Improving photocatalytic performance of defective titania for carbon dioxide photoreduction by Cu cocatalyst with SCN^- ion modification

Titanium dioxide (TiO₂) with defects is a promising semiconductor photocatalyst for photoreduction CO₂, due to its unique electronic properties. However, defective TiO₂ is difficult to achieve a high yield of CO₂ photoreduction, especially the high-value-added C₂₊ hydrocarbons, due to the slow transfer of multielectron/proton and sluggish C-C coupling kinetics. Here, we combine the photoinduced deposition of copper (Cu) nanoparticle on defective titania (TiO₂-SBO) with thiocyanate anion (SCN^-, KSCN) surface modification via impregnation route to prepare a series of high performance photocatalysts (SCN-Cu/TiO₂-SBO).

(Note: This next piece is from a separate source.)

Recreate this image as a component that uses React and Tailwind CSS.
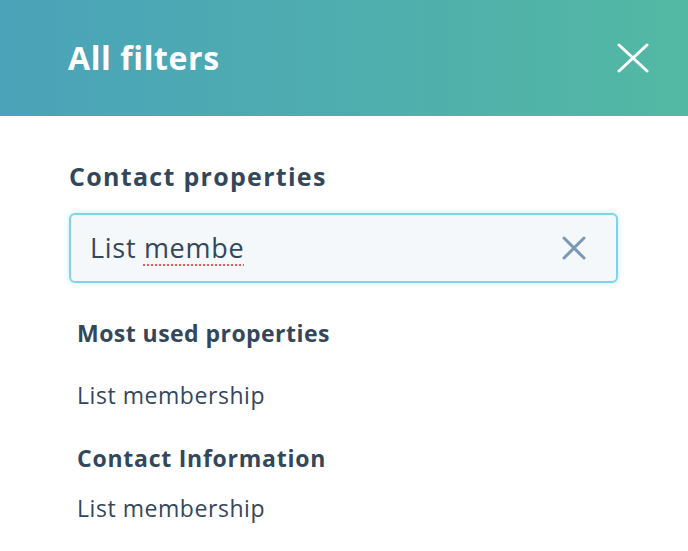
export default function App() {
  const font = { fontFamily: '"Open Sans", "Lato", sans-serif' };
  return (
    <div className="w-[688px] h-[551px] bg-white overflow-hidden text-[#33475b]" style={font}>
      <div className="h-[116px] flex items-center justify-between pl-[68px] pr-[38px] bg-gradient-to-r from-[#4aa3b9] to-[#53b8a3]">
        <h1 className="text-[32px] font-bold text-white tracking-[0.6px]">All filters</h1>
        <button className="w-[34px] h-[34px] flex items-center justify-center">
          <svg width="32" height="30" viewBox="0 0 32 30" fill="none" stroke="white" strokeWidth="3" strokeLinecap="round">
            <path d="M2 2L30 28M30 2L2 28" />
          </svg>
        </button>
      </div>

      <div className="pl-[69px] pr-[70px] pt-[44px]">
        <h2 className="text-[25px] font-bold leading-[32px] tracking-[1.3px]">Contact properties</h2>

        <div className="mt-[21px] h-[70px] rounded-[6px] border-2 border-[#7fd3e7] bg-[#f5f8fa] shadow-[0_0_6px_rgba(0,208,228,0.25)] flex items-center justify-between pl-[19px] pr-[30px]">
          <span className="text-[27px] tracking-[0.7px]">
            List{" "}
            <span className="underline decoration-dotted decoration-[#f2545b] decoration-2 underline-offset-[7px]">membe</span>
          </span>
          <svg width="24" height="24" viewBox="0 0 24 24" fill="none" stroke="#7c98b6" strokeWidth="3" strokeLinecap="round">
            <path d="M2 2L22 22M22 2L2 22" />
          </svg>
        </div>

        <div className="pl-[8px] pt-[34px]">
          <h3 className="text-[23px] font-bold leading-[32px] tracking-[0.45px]">Most used properties</h3>
          <p className="text-[23px] leading-[32px] mt-[30px] tracking-[0.55px]">List membership</p>
          <h3 className="text-[23px] font-bold leading-[32px] mt-[31px] tracking-[0.75px]">Contact Information</h3>
          <p className="text-[23px] leading-[32px] mt-[18px] tracking-[0.55px]">List membership</p>
        </div>
      </div>
    </div>
  );
}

It was found that the production rate and selectivity of C₂H₄ of CO₂ over sample SCN-Cu/TiO₂-SBO-3 as a representative are 4.7 μmol·g⁻¹·h⁻¹ and 40%, while the CO and CH₄ yields rise by 2 times and 5 times as compared with those over bare TiO₂-SBO. This is because the Cu cocatalyst can serve as the active site for C-C coupling (via intermediate *CO-COH) and the SCN-induced surface dipole effect can enhance the carrier's dynamic behavior and accelerate the multielectron transfer, while the SCN^- ions with nucleophilicity are conducive to CO₂ adsorption as well as CO hydrogenation and the multi-proton coupling process of C₂₊ products. Furthermore, first principle calculations illustrate that the Cu species can effectively reduce the reaction energy of the key intermediate *CO-COH of ethylene, and SCN^- ions benefit to the adsorption of CO₂ molecules, and thereby being favor for the generation of ethylene.